April 6, 2011
Reef Diversity No Insurance Against Human Threats
In a large collaborative analysis publishing tomorrow in the online, open access journal PLoS Biology, 55 scientists from 49 nations document that the capability of reef fish systems to produce biomass and deliver goods and services to humanity, is functionally linked to the number of species; functioning increases as biodiversity increases. However, mounting pressures from growing human populations is tampering with this functioning of the reef fish communities, especially in the most diverse reefs. The extent of this distress was shown to be widespread and likely to worsen as some 75% of the world's coral reefs are near human settlements and because most countries with coral reefs are expected to double their human populations within the next 50 to 100 years.
A two year study was initiated to collect the necessary data to determine if biodiversity influences the functioning of reef fish systems, and if so, elucidate the role of humans in such a linkage. The team collected data on the identity of species, their abundances and body sizes in almost two thousand coral reef locations worldwide. These data were then used to calculate the standing biomass of reefs, which is one of the main services reef fishes provide to humanity through food supply but can also be used as a proxy for biomass production, which is among a metric of ecosystem functioning used in previous studies. The data on diversity and standing biomass were combined with demographic data on human populations and analyzed with sophisticated statistical approaches to determine the linkages between biodiversity, functioning and people.
"Coral reefs are the most diverse ecosystem on the planet hosting thousands of species and generating goods and services through food, tourism and coastal protection to millions of people worldwide" says Enric Sala, a National Geographic fellow and coauthor of the study. "The future of coral reefs and the services they provide to a growing human population depend on how soon countries become seriously committed to regulating human threats" he adds.
Nevertheless, the study also reports that at least 25% of the world reefs remain distant from direct human effects. Those reefs are located on small and isolated areas where the habitat is too harsh for humans to live. Such isolated reefs might provide a potential source to replenish degraded reefs when solutions to the coral reef crisis can be determined.

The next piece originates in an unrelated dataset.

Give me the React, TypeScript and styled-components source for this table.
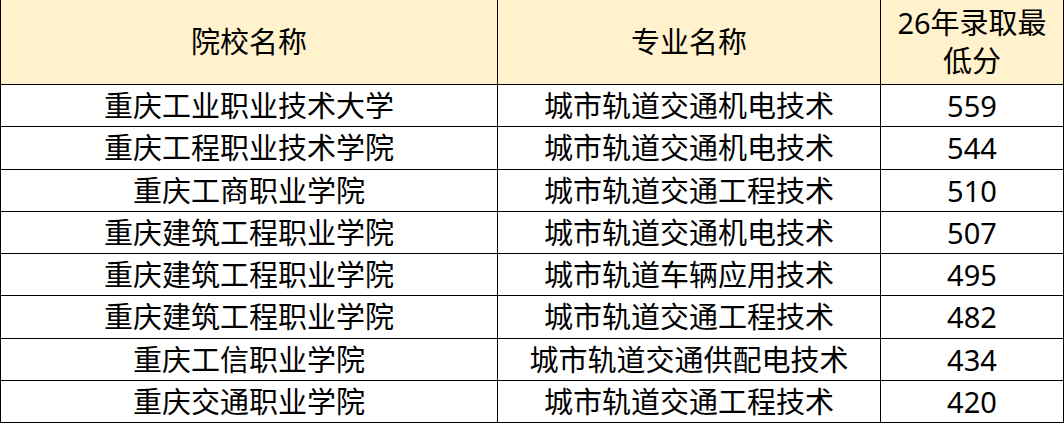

"Human overpopulation is a very sensitive topic across endeavors from science to religion and politics" says Camilo Mora at Dalhousie University and lead researcher of the study.. "Unfortunately, we find again and again that our global population cannot be sustainably supported without the deterioration of the world's natural resources and its' backlash on human welfare. Thus, identifying socially and politically acceptable solutions to curb human population growth is at the core of finding ultimate solutions for the protection of biodiversity and the prevention of unnecessary hardship."